▶ Dataset rows

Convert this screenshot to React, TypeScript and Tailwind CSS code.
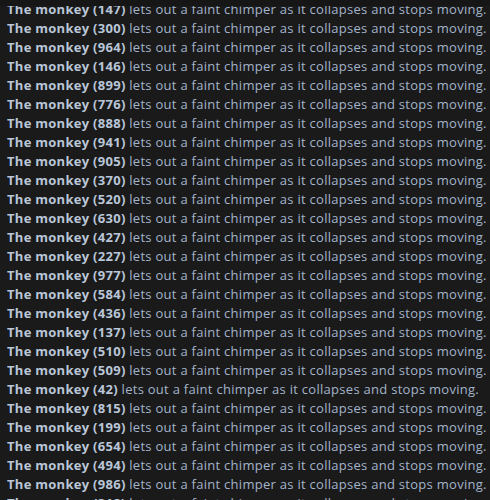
const ids = [
  147, 300, 964, 146, 899, 776, 888, 941, 905, 370, 520, 630, 427, 227, 977,
  584, 436, 137, 510, 509, 42, 815, 199, 654, 494, 986, 312,
];

function LogLine({ id }: { id: number }) {
  return (
    <p className="whitespace-nowrap leading-[19px]">
      <span className="font-bold text-[#b9c6d8]">The monkey ({id})</span>{" "}
      <span className="text-[#a3b4ca]">
        lets out a faint chimper as it collapses and stops moving.
      </span>
    </p>
  );
}

export default function App() {
  return (
    <div className="relative h-[500px] w-[490px] overflow-hidden bg-[#1a1a1a]">
      <div className="absolute inset-x-0 top-0 z-10 h-[6px] bg-[#161616]" />
      <div className="px-[7px] pt-0 font-['Open_Sans',sans-serif] text-[13px] tracking-[0.28px]">
        {ids.map((id) => (
          <LogLine key={id} id={id} />
        ))}
      </div>
    </div>
  );
}
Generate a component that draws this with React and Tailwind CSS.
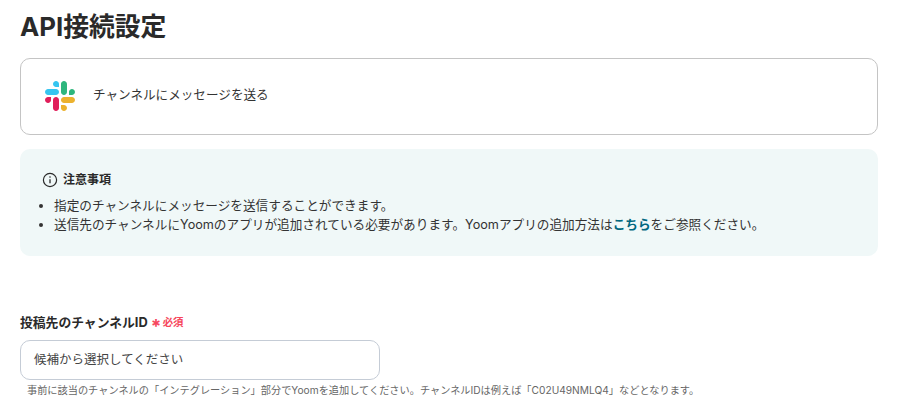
import React from 'react';

function SlackLogo() {
  return (
    <svg viewBox="0 0 2447.6 2452.5" className="w-[30px] h-[30px] shrink-0">
      <path d="M897.4 0C762.1.1 652.6 109.9 652.7 245.2c-.1 135.3 109.5 245.1 244.8 245.2h244.8V245.3C1142.4 110 1032.8.2 897.4 0c.1 0 .1 0 0 0m0 654H244.8C109.5 654.1-.1 763.9 0 899.2c-.2 135.3 109.4 245.1 244.7 245.3h652.7c135.3-.1 244.9-109.9 244.8-245.2.1-135.4-109.5-245.2-244.8-245.3z" fill="#36c5f0" />
      <path d="M2447.6 899.2c.1-135.3-109.5-245.1-244.8-245.2-135.3.1-244.9 109.9-244.8 245.2v245.3h244.8c135.3-.1 244.9-109.9 244.8-245.3zm-652.7 0V245.2C1795 110 1685.5.2 1550.2 0c-135.3.1-244.9 109.9-244.8 245.2v654c-.2 135.3 109.4 245.1 244.7 245.3 135.3-.1 244.9-109.9 244.8-245.3z" fill="#2eb67d" />
      <path d="M1550.1 2452.5c135.3-.1 244.9-109.9 244.8-245.2.1-135.3-109.5-245.1-244.8-245.2h-244.8v245.2c-.1 135.2 109.5 245 244.8 245.2zm0-654.1h652.7c135.3-.1 244.9-109.9 244.8-245.2.2-135.3-109.4-245.1-244.7-245.3h-652.7c-135.3.1-244.9 109.9-244.8 245.2-.1 135.4 109.4 245.2 244.7 245.3z" fill="#ecb22e" />
      <path d="M0 1553.2c-.1 135.3 109.5 245.1 244.8 245.2 135.3-.1 244.9-109.9 244.8-245.2V1308H244.8C109.5 1308.1-.1 1417.9 0 1553.2zm652.7 0v654c-.2 135.3 109.4 245.1 244.7 245.3 135.3-.1 244.9-109.9 244.8-245.2v-653.9c.2-135.3-109.4-245.1-244.7-245.3-135.4 0-244.9 109.8-244.8 245.1 0 0 0 .1 0 0" fill="#e01e5a" />
    </svg>
  );
}

function InfoIcon() {
  return (
    <svg viewBox="0 0 16 16" fill="none" stroke="#2a2a2a" className="w-4 h-4 shrink-0">
      <circle cx="8" cy="8" r="6.6" strokeWidth="1.2" />
      <path d="M8 7.2v4" strokeWidth="1.3" />
      <circle cx="8" cy="5" r="0.8" fill="#2a2a2a" stroke="none" />
    </svg>
  );
}

export default function App() {
  return (
    <div className="w-[902px] h-[415px] overflow-hidden bg-white pl-5 pr-6 text-[#2a2a2a] font-['Inter','Noto_Sans_CJK_JP',sans-serif]">
      <h1 className="h-[58px] pt-[11px] text-[25.8px] leading-[32px] font-bold">API接続設定</h1>

      <div className="h-[77px] flex items-center gap-[18px] pl-[24px] pb-[2px] border border-[#c4c4c4] rounded-[10px]">
        <SlackLogo />
        <span className="text-[12.6px] text-[#333333]">チャンネルにメッセージを送る</span>
      </div>

      <div className="mt-[14px] h-[107px] bg-[#f0f8f8] rounded-[10px] pt-[23px] pl-[22px]">
        <div className="flex items-center gap-[5px] h-4">
          <InfoIcon />
          <span className="text-[12px] font-bold">注意事項</span>
        </div>
        <ul className="mt-[8px] list-disc pl-[12px] text-[12.65px] leading-[19px] text-[#333333]">
          <li>指定のチャンネルにメッセージを送信することができます。</li>
          <li>
            送信先のチャンネルにYoomのアプリが追加されている必要があります。Yoomアプリの追加方法は
            <a className="font-bold text-[#00677f]">こちら</a>
            をご参照ください。
          </li>
        </ul>
      </div>

      <div className="mt-[59px] h-[16px] flex items-center font-bold text-[#f6465c]">
        <span className="text-[12.8px] text-[#2a2a2a]">投稿先のチャンネルID</span>
        <span className="ml-[2px] w-[13px] text-center text-[19px] leading-none pt-[6px]">*</span>
        <span className="text-[10.4px]">必須</span>
      </div>

      <div className="mt-[9px] w-[360px] h-[40px] flex items-center pl-[13px] border border-[#c5ccd6] rounded-[10px] text-[12.5px] text-[#444444]">
        候補から選択してください
      </div>

      <p className="mt-[3px] ml-[7px] text-[10.2px] leading-[14px] text-[#666666]">
        事前に該当のチャンネルの「インテグレーション」部分でYoomを追加してください。チャンネルIDは例えば「C02U49NMLQ4」などとなります。
      </p>
    </div>
  );
}
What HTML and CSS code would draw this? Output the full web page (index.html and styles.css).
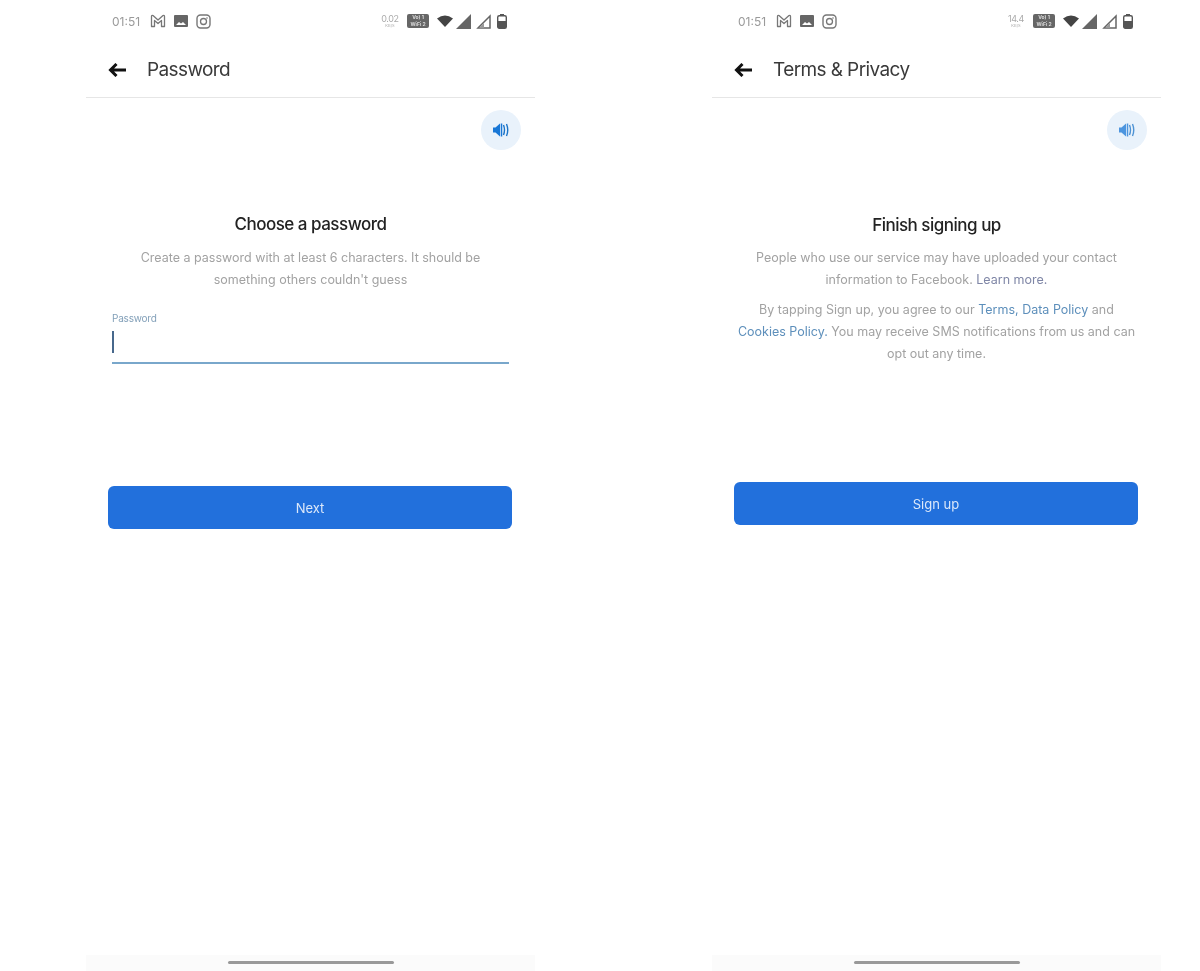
FILE: index.html
```html
<!DOCTYPE html>
<html lang="en">
<head>
<meta charset="utf-8">
<title>Sign up</title>
<link rel="stylesheet" href="styles.css">
</head>
<body>
<svg class="defs" width="0" height="0" aria-hidden="true">
  <symbol id="i-gmail" viewBox="0 0 16 14"><path d="M1.500 12.500V2.500Q1.500 1 3 1.500L8 6l5-4.500q1.500-.5 1.500 1v10h-3V6.500L8 9.500 4.500 6.500v6z" fill="none" stroke="#777" stroke-width="1.300" stroke-linejoin="round"/></symbol>
  <symbol id="i-image" viewBox="0 0 14 12"><rect width="14" height="12" rx="1" fill="#666"/><path d="M2 10l3-3 2 1.500 2-1.500 3 3z" fill="#fff"/></symbol>
  <symbol id="i-insta" viewBox="0 0 15 15"><rect x="1" y="1" width="13" height="13" rx="3.500" fill="none" stroke="#777" stroke-width="1.400"/><circle cx="7.500" cy="7.500" r="3" fill="none" stroke="#777" stroke-width="1.300"/><circle cx="11" cy="4" r=".8" fill="#777"/></symbol>
  <symbol id="i-wifi" viewBox="0 0 16 12"><path d="M0 3.500Q8-2.500 16 3.500L8 12z" fill="#444"/></symbol>
  <symbol id="i-sig-full" viewBox="0 0 15 15"><path d="M15 0v15H0z" fill="#666"/></symbol>
  <symbol id="i-sig-empty" viewBox="0 0 15 15"><path d="M14 2v12H2z" fill="none" stroke="#666" stroke-width="1.500"/><path d="M8 9v5H3z" fill="#999"/></symbol>
  <symbol id="i-batt" viewBox="0 0 10 15"><path d="M3 0h4v2H3z" fill="#555"/><rect x=".7" y="1.700" width="8.600" height="12.600" rx="1.500" fill="none" stroke="#555" stroke-width="1.400"/><rect x="1" y="7" width="8" height="7" fill="#555"/></symbol>
  <symbol id="i-back" viewBox="0 0 18 14"><path d="M18 7H4M8.500 1 2.500 7l6 6" fill="none" stroke="#111" stroke-width="3"/></symbol>
  <symbol id="i-sound" viewBox="0 0 18 16"><path d="M1 5.500h2.500L8 1.500v13l-4.500-4H1z" fill="#1877d6"/><path d="M9.500 1.500v13" stroke="#1877d6" stroke-width="1.500"/><path d="M11.500 3q2 5 0 10M14.500 2q2.500 6 0 12" fill="none" stroke="#1b74c8" stroke-width="1.400"/></symbol>
</svg>

<main class="screens">
  <section class="phone">
    <div class="status">
      <div class="status-left">
        <span class="time">01:51</span>
        <svg class="ic-gmail"><use href="#i-gmail"/></svg>
        <svg class="ic-image"><use href="#i-image"/></svg>
        <svg class="ic-insta"><use href="#i-insta"/></svg>
      </div>
      <div class="status-right">
        <span class="speed"><b>0.02</b><i>KB/S</i></span>
        <span class="volte">Vo) 1<br>WiFi 2</span>
        <svg class="ic-wifi"><use href="#i-wifi"/></svg>
        <svg class="ic-sig"><use href="#i-sig-full"/></svg>
        <svg class="ic-sig"><use href="#i-sig-empty"/></svg>
        <svg class="ic-batt"><use href="#i-batt"/></svg>
      </div>
    </div>
    <header class="nav">
      <svg class="ic-back"><use href="#i-back"/></svg>
      <h1 class="nav-title">Password</h1>
    </header>
    <div class="sound-row"><span class="sound"><svg class="ic-sound"><use href="#i-sound"/></svg></span></div>
    <div class="content">
      <h2 class="title">Choose a password</h2>
      <p class="copy">Create a password with at least 6 characters. It should be something others couldn't guess</p>
      <div class="field">
        <span class="field-label">Password</span>
        <span class="caret"></span>
      </div>
      <button class="primary primary-next">Next</button>
    </div>
    <div class="spacer"></div>
    <div class="home"><span class="home-bar"></span></div>
  </section>

  <section class="phone">
    <div class="status">
      <div class="status-left">
        <span class="time">01:51</span>
        <svg class="ic-gmail"><use href="#i-gmail"/></svg>
        <svg class="ic-image"><use href="#i-image"/></svg>
        <svg class="ic-insta"><use href="#i-insta"/></svg>
      </div>
      <div class="status-right">
        <span class="speed"><b>14.4</b><i>KB/S</i></span>
        <span class="volte">Vo) 1<br>WiFi 2</span>
        <svg class="ic-wifi"><use href="#i-wifi"/></svg>
        <svg class="ic-sig"><use href="#i-sig-full"/></svg>
        <svg class="ic-sig"><use href="#i-sig-empty"/></svg>
        <svg class="ic-batt"><use href="#i-batt"/></svg>
      </div>
    </div>
    <header class="nav">
      <svg class="ic-back"><use href="#i-back"/></svg>
      <h1 class="nav-title">Terms &amp; Privacy</h1>
    </header>
    <div class="sound-row"><span class="sound sound-soft"><svg class="ic-sound"><use href="#i-sound"/></svg></span></div>
    <div class="content">
      <h2 class="title title-signup">Finish signing up</h2>
      <p class="copy">People who use our service may have uploaded your contact information to Facebook. <a class="link-muted">Learn more.</a></p>
      <p class="copy copy-second">By tapping Sign up, you agree to our <a class="link">Terms, Data Policy</a> and <a class="link">Cookies Policy.</a> You may receive SMS notifications from us and can opt out any time.</p>
      <button class="primary primary-signup">Sign up</button>
    </div>
    <div class="spacer"></div>
    <div class="home"><span class="home-bar"></span></div>
  </section>
</main>
</body>
</html>
```
FILE: styles.css
```css
* { box-sizing: border-box; }
html, body { height: 100%; }
body {
  margin: 0;
  background: #fff;
  font-family: Inter, "Liberation Sans", sans-serif;
  overflow: hidden;
}
.defs { position: absolute; }
.screens {
  display: flex;
  gap: 177px;
  height: 971px;
  padding-left: 86px;
  filter: blur(0.4px);
}
.phone {
  width: 449px;
  display: flex;
  flex-direction: column;
  height: 971px;
}
.status {
  height: 44px;
  display: flex;
  justify-content: space-between;
  align-items: center;
  padding: 0 28px 2px 26px;
}
.status-left, .status-right { display: flex; align-items: center; }
.time { font-size: 12px; color: #9a9a9a; width: 38px; letter-spacing: 0; }
.ic-gmail { width: 16px; height: 14px; margin-right: 8px; }
.ic-image { width: 14px; height: 12px; margin-right: 8px; }
.ic-insta { width: 15px; height: 15px; }
.speed { display: flex; flex-direction: column; align-items: center; width: 20px; margin-right: 7px; color: #aaa; }
.speed b { font-weight: 400; font-size: 9px; line-height: 9px; letter-spacing: -0.4px; }
.speed i { font-style: normal; font-size: 4px; line-height: 5px; }
.volte {
  width: 22px;
  height: 14px;
  margin-right: 8px;
  background: #666;
  border-radius: 2px;
  color: #ddd;
  font-size: 5px;
  line-height: 7px;
  font-weight: 700;
  text-align: center;
  white-space: nowrap;
}
.ic-wifi { width: 16px; height: 12px; margin-right: 3px; }
.ic-sig { width: 15px; height: 15px; margin-right: 5px; }
.ic-batt { width: 10px; height: 15px; margin-left: 1px; }
.nav {
  height: 54px;
  display: flex;
  align-items: center;
  gap: 12px;
  padding: 0 0 2px 22px;
  border-bottom: 1px solid #e6e6e6;
}
.ic-back { width: 18px; height: 14px; margin-right: 9px; }
.nav-title { margin: 0; font-size: 19px; font-weight: 400; color: #3a3a3a; letter-spacing: -0.6px; }
.sound-row {
  display: flex;
  justify-content: flex-end;
  padding: 12px 14px 0 0;
}
.sound {
  width: 40px;
  height: 40px;
  border-radius: 50%;
  background: #e9f2fb;
  display: flex;
  align-items: center;
  justify-content: center;
}
.sound-soft .ic-sound { opacity: 0.75; }
.ic-sound { width: 18px; height: 16px; }
.content { padding: 63px 22px 0; text-align: center; }
.title { margin: 0 0 12px; height: 22px; font-size: 17px; line-height: 22px; font-weight: 500; color: #222; letter-spacing: -0.5px; }
.title-signup { margin: 1px 0 11px; }
.copy { margin: 0 auto; width: 375px; font-size: 12.5px; line-height: 22px; color: #a2a2a2; letter-spacing: 0; }
.copy-second { margin-top: 8px; width: 402px; }
.link { color: #5d8fbb; }
.link-muted { color: #7f86a6; }
.field {
  margin: 20px 4px 0;
  height: 53px;
  border-bottom: 2px solid #79a7cb;
  display: flex;
  flex-direction: column;
  align-items: flex-start;
}
.field-label { font-size: 10px; line-height: 14px; color: #83a0b9; letter-spacing: -0.2px; }
.caret { width: 2px; height: 22px; margin-top: 6px; background: #47688c; }
.primary {
  display: block;
  width: 404px;
  height: 43px;
  padding: 0;
  border: 0;
  border-radius: 6px;
  background: #2270dc;
  color: #dce8fa;
  font: 400 13px Inter, "Liberation Sans", sans-serif;
}
.primary-next { margin-top: 122px; }
.primary-signup { margin-top: 117px; }
.spacer { flex: 1; }
.home {
  height: 16px;
  background: #fbfbfb;
  display: flex;
  justify-content: center;
  padding-top: 6px;
}
.home-bar { width: 166px; height: 3px; border-radius: 2px; background: #999; }
```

▶ Problem requirements
From the top of the listing above, repeat each line exactly until you reach the line containing "import React from 'react';", and repeat that one too. Leave the pictures out.

▶ Reply to the task
Convert this screenshot to React, TypeScript and Tailwind CSS code.
const ids = [
  147, 300, 964, 146, 899, 776, 888, 941, 905, 370, 520, 630, 427, 227, 977,
  584, 436, 137, 510, 509, 42, 815, 199, 654, 494, 986, 312,
];

function LogLine({ id }: { id: number }) {
  return (
    <p className="whitespace-nowrap leading-[19px]">
      <span className="font-bold text-[#b9c6d8]">The monkey ({id})</span>{" "}
      <span className="text-[#a3b4ca]">
        lets out a faint chimper as it collapses and stops moving.
      </span>
    </p>
  );
}

export default function App() {
  return (
    <div className="relative h-[500px] w-[490px] overflow-hidden bg-[#1a1a1a]">
      <div className="absolute inset-x-0 top-0 z-10 h-[6px] bg-[#161616]" />
      <div className="px-[7px] pt-0 font-['Open_Sans',sans-serif] text-[13px] tracking-[0.28px]">
        {ids.map((id) => (
          <LogLine key={id} id={id} />
        ))}
      </div>
    </div>
  );
}
Generate a component that draws this with React and Tailwind CSS.
import React from 'react';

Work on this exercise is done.